Following our judgment in this case, appellant appealed to the United States Supreme Court. Under a mandate of May 14, 1974, that court vacated our judgment and remanded the cause to this court for further consideration in light of Lewis v. New Orleans (1974), U. S. , 39 L. Ed. 2d 214, which was decided subsequent to the publication of our first opinion.
The next to last paragraph of the majority opinion in Lewis states:
“In sum * * * [the New Orleans ordinance under consideration] punishes only spoken words. It can therefore withstand appellant’s attack upon its facial constitutionality only if, as authoritatively construed by the Louisiana Supreme Court, it is not susceptible of application to speech, although vulgar or offensive, that is protected by the First and Fourteenth Amendments. * * * Since * * * [the ordinance], as construed by the Louisiana Supreme Court, is susceptible of application to protected speech, the section is constitutionally overbroad and therefore is facially invalid.” (Emphasis added.)

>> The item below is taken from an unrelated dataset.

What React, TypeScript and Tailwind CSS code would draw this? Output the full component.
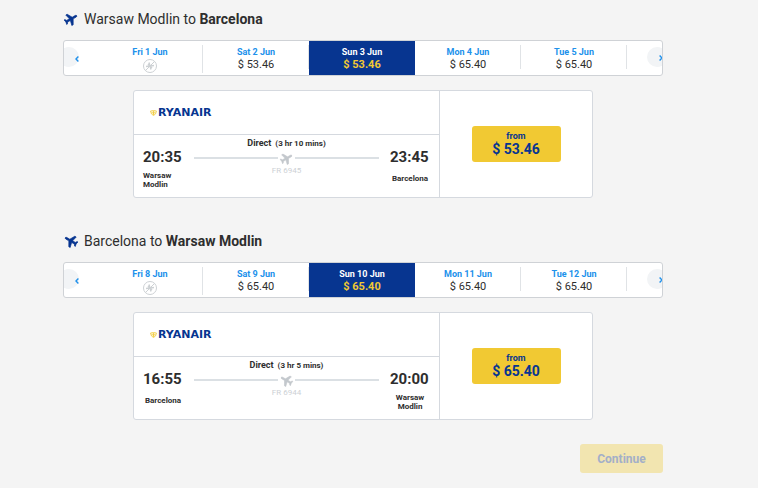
import React from "react";

type Day = { label: string; price?: string; selected?: boolean };
type Flight = {
  id: string;
  from: string;
  to: string;
  returning?: boolean;
  days: Day[];
  depart: string;
  arrive: string;
  duration: string;
  number: string;
  price: string;
};

const flights: Flight[] = [
  {
    id: "out",
    from: "Warsaw Modlin",
    to: "Barcelona",
    days: [
      { label: "Fri 1 Jun" },
      { label: "Sat 2 Jun", price: "$ 53.46" },
      { label: "Sun 3 Jun", price: "$ 53.46", selected: true },
      { label: "Mon 4 Jun", price: "$ 65.40" },
      { label: "Tue 5 Jun", price: "$ 65.40" },
    ],
    depart: "20:35",
    arrive: "23:45",
    duration: "(3 hr 10 mins)",
    number: "FR 6945",
    price: "$ 53.46",
  },
  {
    id: "back",
    from: "Barcelona",
    to: "Warsaw Modlin",
    returning: true,
    days: [
      { label: "Fri 8 Jun" },
      { label: "Sat 9 Jun", price: "$ 65.40" },
      { label: "Sun 10 Jun", price: "$ 65.40", selected: true },
      { label: "Mon 11 Jun", price: "$ 65.40" },
      { label: "Tue 12 Jun", price: "$ 65.40" },
    ],
    depart: "16:55",
    arrive: "20:00",
    duration: "(3 hr 5 mins)",
    number: "FR 6944",
    price: "$ 65.40",
  },
];

function Plane({ className }: { className: string }) {
  return (
    <svg viewBox="1 1 22 22" className={className} fill="currentColor" stroke="currentColor" strokeWidth="1" strokeLinejoin="round" aria-hidden="true">
      <path d="M21.500 16v-2.500L13.500 9V3.500C13.500 2.500 12.800 1.500 12 1.500s-1.500 1-1.500 2V9l-8 4.500V16l8-2V19l-2.500 1.800V22.300L12 21.300l4 1V20.800L13.500 19v-5z" />
    </svg>
  );
}

function NoFlight() {
  return (
    <svg viewBox="0 0 16 16" className="h-4 w-4 text-[#cdd1d4]" fill="none" stroke="currentColor" role="img" aria-label="No flights">
      <circle cx="8" cy="8" r="6.500" />
      <path d="M3.500 12.500 12.500 3.500" />
      <path d="M4 8.500 12 7.500M7 4.500l2 7M6 6l4 4" strokeWidth="1.400" />
    </svg>
  );
}

function Chevron({ right }: { right?: boolean }) {
  return (
    <svg viewBox="0 0 4 6" className="h-[6px] w-1 shrink-0 text-[#2091eb]" fill="none" stroke="currentColor" strokeWidth="1.400" aria-hidden="true">
      <path d={right ? "M.6.5 3 3 .6 5.500" : "M3.400.5 1 3l2.400 2.500"} />
    </svg>
  );
}

function DateStrip({ days }: { days: Day[] }) {
  return (
    <div className="relative mt-[10px] flex h-9 overflow-hidden rounded-[3px] border border-[#cfd2d6] bg-white pl-[33px]">
      {days.map((day) => (
        <button
          key={day.label}
          type="button"
          className={
            "relative flex w-[106px] shrink-0 flex-col items-center pt-[5px] " +
            (day.selected ? "bg-[#073590] text-white" : "text-[#2091eb]")
          }
        >
          <span className="text-[9px] leading-3 font-bold">{day.label}</span>
          {day.price ? (
            <span className={"text-[11px] leading-[13px] " + (day.selected ? "font-bold text-[#f1c933]" : "text-[#2e2e2e]")}>
              {day.price}
            </span>
          ) : (
            <NoFlight />
          )}
          {!day.selected && (
            <span className={"absolute top-1 right-0 w-px bg-[#e0e3e6] " + (day.price ? "h-6" : "h-7")} />
          )}
        </button>
      ))}
      <button type="button" aria-label="Earlier dates" className="absolute top-[6px] left-[-5px] flex h-5 w-5 items-center justify-end rounded-full bg-[#f2f4f6] pt-1">
        <Chevron />
      </button>
      <button type="button" aria-label="Later dates" className="absolute top-[6px] right-[-5px] flex h-5 w-5 items-center justify-center rounded-full bg-[#f2f4f6] pl-2 pt-[2px]">
        <Chevron right />
      </button>
    </div>
  );
}

function Endpoint({ time, place, align }: { time: string; place: string; align: string }) {
  return (
    <div className="min-h-11 w-10 shrink-0">
      <div className="text-[15px] leading-5 font-bold">{time}</div>
      <div className={"mt-1 flex min-h-[14px] flex-col justify-center text-[8px] leading-[9px] font-bold " + align}>{place}</div>
    </div>
  );
}

function Logo() {
  return (
    <div className="flex items-center gap-px pl-4 text-[#073590]">
      <svg viewBox="0 0 14 12" className="h-[6px] w-[7px] text-[#f1c933]" fill="none" stroke="currentColor" strokeWidth="1.600" aria-hidden="true">
        <path d="M1 2Q7 0 13 2M1 2l2 6 4 3 4-3 2-6M3 4.500h8M5 7.500h4M7 2v8" />
      </svg>
      <span className="font-['DejaVu_Sans',sans-serif] text-[11px] leading-3 font-bold">RYANAIR</span>
    </div>
  );
}

function FlightCard({ flight }: { flight: Flight }) {
  return (
    <article className="mx-[70px] mt-[14px] flex rounded-[3px] border border-[#d5d9df] bg-white">
      <div className="flex-1 border-r border-[#d5d9df]">
        <div className="flex h-11 items-center border-b border-[#d5d9df]">
          <Logo />
        </div>
        <div className="flex justify-between gap-[11px] px-[9px] pt-3 pb-[6px]">
          <Endpoint time={flight.depart} place={flight.from} align={flight.returning ? "text-center" : "text-left"} />
          <div className="-mt-[10px] flex flex-1 flex-col items-center">
            <div className="flex items-baseline gap-1 leading-3 font-bold">
              <span className="text-[9px]">Direct</span>
              <span className="text-[8px]">{flight.duration}</span>
            </div>
            <div className="flex h-4 w-full items-center gap-[2px] text-[#c3c8cd]">
              <span className="h-[2px] flex-1 bg-[#dbe0e4]" />
              <Plane className={"h-[13px] w-[13px] " + (flight.returning ? "-rotate-60" : "rotate-60")} />
              <span className="h-[2px] flex-1 bg-[#dbe0e4]" />
            </div>
            <span className="text-[8px] leading-[9px] text-[#cdd1d5]">{flight.number}</span>
          </div>
          <Endpoint time={flight.arrive} place={flight.to} align="text-center" />
        </div>
      </div>
      <div className="flex w-[152px] items-center justify-center">
        <button type="button" className="h-9 w-[89px] rounded-[3px] bg-[#f1c933] font-bold text-[#073590]">
          <span className="block text-[9px] leading-[10px]">from</span>
          <span className="block text-[14px] leading-4">{flight.price}</span>
        </button>
      </div>
    </article>
  );
}

export default function App() {
  return (
    <main className="min-h-screen bg-[#f4f4f4] pt-2 pr-8 font-[Roboto,sans-serif] text-[#2e2e2e]">
      <div className="mx-auto max-w-[600px]">
        {flights.map((flight) => (
          <section key={flight.id} className="mb-8">
            <h2 className="flex h-[22px] items-center gap-[6px] pl-px text-[14px] leading-[22px]">
              <Plane className={"h-[14px] w-[14px] text-[#073590] " + (flight.returning ? "-rotate-60" : "rotate-60")} />
              <span>
                {flight.from} to <strong>{flight.to}</strong>
              </span>
            </h2>
            <DateStrip days={flight.days} />
            <FlightCard flight={flight} />
          </section>
        ))}
        <div className="-mt-2 flex justify-end pb-4">
          <button type="button" disabled className="h-[29px] w-[83px] rounded-[3px] bg-[#f2e5b0] text-[12px] font-bold text-[#a3afc8]">
            Continue
          </button>
        </div>
      </div>
    </main>
  );
}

As we read Lewis, and the eases cited therein, the apparent deficiency found in our first opinion in Karlan centers around a reliance in that case upon the construction of Cincinnati Ordinance 901-d4, which is contained in *109Cincinnati v. Hoffman (1972), 31 Ohio St. 2d 163, 285 N. E. 2d 714, certiorari denied, 410 U. S. 920. Since Hoffman involved only conduct, and Karlan only speech, the conclusion from Lewis and the remand now before us is that an authoritative statutory construction pertaining to conduct may not be relied upon in a case involving speech, even though it be obvious that the particular speech under consideration is not constitutionally protected.
Cincinnati Ordinance 901-d4 reads, as follows:
“It shall be unlawful for any person to wilfully conduct himself or herself in a noisy, boisterous, rude, insulting or other disorderly manner, with the intent to abuse or annoy any person or the citizens of the city or any portion thereof.”
Viewed in light of Lewis v. New Orleans, supra, it is clear that this ordinance does not punish “only spoken words. ’ ’ However, it is just as apparent that it is capable of punishing spoken words and, in that respect, must be authoritatively narrowed or be held constitutionally over-broad.
A considerable line of United States Supreme Court cases has consistently, and insistently, held that the uttering of words which are “rude” or “insulting” may not be prohibited, “although vulgar or offensive.” Id., at page 219. However, as noted in the syllabus of our original Karlan, when the words of rudeness or insult reach a point where they become “fighting words” they may be regulated by criminal statute and their utterance may be constitutionally punished.
As has been made abundantly clear by the United States Supreme Court, a criminal statute capable of punishing spoken words cannot stand constitutional muster unless “authoritatively construed” by state courts to be inapplicable to speech which is protected by the First and Fourteenth Amendments. Lewis, supra, and eases cited.
The principal pull and haul between state courts and the high court has centered around a definition of “protected speech.” However, there appears to be no room left for argument today. A majority of the United States *110Supreme Court has said that no matter how rude, abusive, offensive, derisive, vulgar, insulting, crude, profane or opprobrious spoken words may seem to be, their utterance may not be made a crime unless they are fighting words,1 as defined by that tribunal. Furthermore, the court has stated that those descriptive words in and of themselves are constitutionally overbroad and must .be rendered unsusceptible of application to protected speech by appropriate judicial decision.
Therefore, persons may not be punished under Section' 901-d4, Code of Ordinances of Cincinnati, for speaking boisterous, rude or insulting words, even with the intent to annoy another, unless the words by their very utterance inflict injury or are likely to provoke the average person to an immediate retaliatory breach of the peace. Cantwell v. Connecticut (1940), 310 U. S. 296; Chaplinsky v. New Hampshire (1942), 315 U. S. 568; Terminiello v. Chicago (1949), 337 U. S. 1; Cohen v. California (1971), 403 U. S. 15; Gooding v. Wilson (1972), 405 U. S. 518; Lewis v. New Orleans, supra.
Insofar as appellant Harlan is concerned, we adhere to our former judgment. For, where epithets, used in a public place and wilfully directed at those who can hear them, are likely to provoke the average person to an immediate retaliatory breach of the peace, they are fighting words and the utterance thereof may be punished as a criminal act. Cincinnati v. Karlan, supra (35 Ohio St. 2d 34.)
Judgment reaffirmed.
Corrigan, Celebrezze and P. Brown, JJ., concur. O’Neill, C. J., Stern and W. Brown, JJ., dissent.We are not here dealing with another troublesome word, “obscene.” Suffice it to say, however, it would appear that the high court has concluded to date that no spoken words are obscene unless they serve to erotically stimulate. Cohen v. California (1971), 403 U. S. 15, 20.